I’m sure he wouldn’t have believed what we were about to do to him either.
It’s been three years since we latched Bacardi into his little airline approved pet crate and sent him on his way with Aussie Pet and Animal Travel. He would fly from Brisbane to Sydney; have a rest stop in Sydney, fly from Sydney to Vancouver (for another rest stop) and then on to Winnipeg. He would go from a 40 degree Brisbane, to a negative 40 degree Canada, all within the space a few days.
When planning our move to Canada, leaving Bacardi behind was never a question. The three of us were a family. If we were moving so was he. Even though the cost of shipping Bacardi with the pet agency made us wish that he was a bit more of a financially contributing member.
Bacardi lived a charmed life in Australia. He came and went as he pleased; our windows and back door always open against the tropical heat of Queensland. We had a large yard, in which was a benevolent ruler. Thorough border patrols were conducted daily for lizards or noisy parakeets. He wouldn’t stand for them screeching at him from the branches of the avocado tree. Possums he graciously tolerated. From time to time he would even let the odd one eat from his bowl.
The first few months in Canada were tough. It was one of the coldest, snowiest winters in Canada and none of us were used to the being cooped up indoors or the limited hours of daylight. I cried. Johnny cried. Bacardi, a previously very nonverbal cat, suddenly found his voice and cried too. His days of patrolling the neighbourhood against unruly possums and dive-bombing magpies were over.
The first turning point came when we adopted our second cat KC, one snowy night just before Christmas. KC with his crooked tale and missing, frost bitten lip who had been found living in the insulation shed of a lumberyard. He was supposed to be a foster cat of my aunt. Johnny bonded with him and he came home with us, Bacardi’s new brother.
We weren’t sure how Bacardi would handle the arrival of a new, adult male cat. But KC is the easiest going, teddy bear of a cat. He took to Bacardi straight away, despite Bacardi’s skepticism. He followed Bacardi around, cuddling up against his turned back at night or licking his paws while he slept. He forced Bacardi to love him back.
In a few months the cats become the sweetest friends. Soon the two of them were racing around the house and tearing up and down the furniture. Bacardi, who had been listless and moody for the first month in Canada, suddenly perked up.

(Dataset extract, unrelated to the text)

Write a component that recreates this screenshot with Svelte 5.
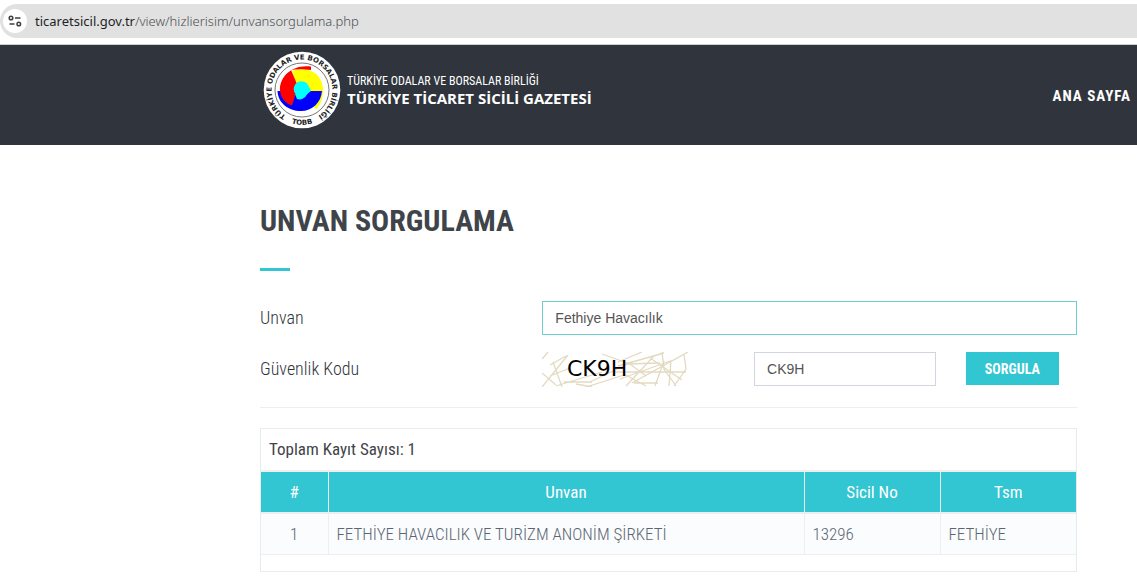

And eventually the snow melted and Bacardi braved his new world. There weren’t possums to befriend, but there were rabbits to chase, geese to be chased by, mice to hunt and even deer that followed him around the field behind our house. The days were long, the sun was warm and his new surrounds were endless.

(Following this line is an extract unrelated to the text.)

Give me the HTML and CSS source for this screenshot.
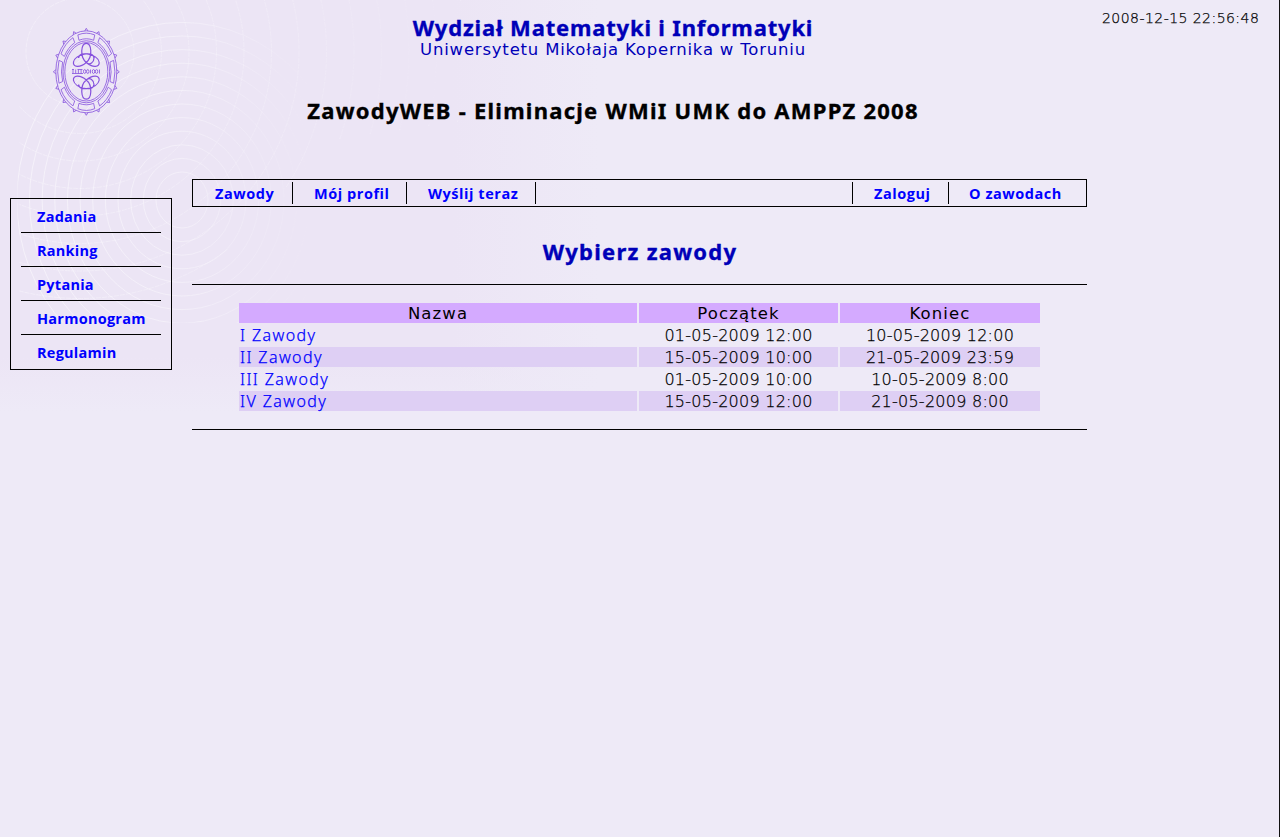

We won’t live in Canada forever. Eventually Bacardi (and KC too) will go through the entire process again. But this time, I’m glad they will have each other.
Here are a few things to keep in mind when immigrating with your cat:
- Do your research. Which, if you’re reading this, means you’ve already started! But really, talk to friends, get on the forums, read past the first page of Google. The last thing you want is to get everything together, only to find out that the country you’re moving to have changed their rules or that your pet is on the list of those that aren’t allowed to fly.

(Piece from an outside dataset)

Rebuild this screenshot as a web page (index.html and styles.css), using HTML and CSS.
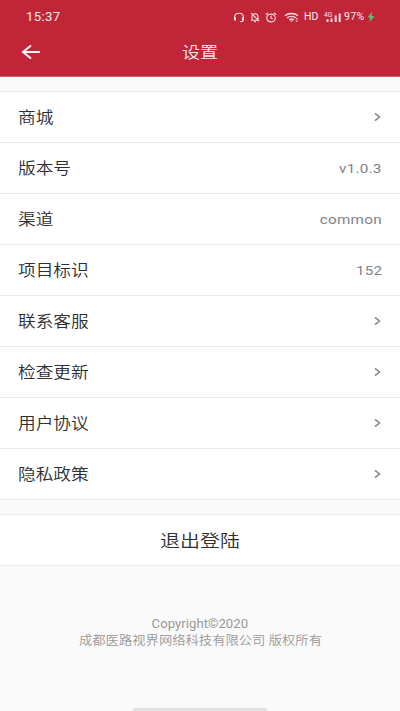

- Decide early on if you want to go with an agency or do the leg work yourself. Flying out of Australia require you to use an agency so we didn’t have a choice. Flying back can be done by yourself. We didn’t mind paying extra to have all the paper work handled by experts and it was comforting knowing that Bacardi had several comfort stops en route to Canada.
- Give yourself lots of time. We started prepping Bacardi for Canada three to four months we left to give us enough time to gather the paperwork, complete all the vet visits and secure his travel with the pet shipping agency. The Australian Agriculture website has a nifty calculator that you can use to work out the pre export treatment date for your pet. While not everything applied to Canada, the site gave us a good idea of general time lines that can be applied to most international moves.
- Go with your gut. Aussie Pet and Animal Travel wasn’t the first agency to pop up in my Google search and neither did they have the flashiest website. But chatting to them, I felt comfortable straight away and knew that they would be the ones to take care of Bacardi.
- Not matter what country you’re planning on moving to, IPATA is your friend. They can also help you find an accredited pet-shipping agency and are full of useful resources. Be patient, kind and compassionate. A move is a huge and scary thing for a cat. Three years later and Bacardi still doesn’t like to be picked up or handled. He met a lot of strange people in the last few months before we left, several who groped, injected and grabbed him. The poor guy has since lost the acceptance he had for strangers in Australia.
- If you’re making your own arrangements, pick your airline wisely. There are plenty of airlines that allow pets to be transported internationally, but not all pet policies are created equal. Your preferred air line might not be your pets best option.
Have you moved overseas with your pet? How did you and your pet handle the change?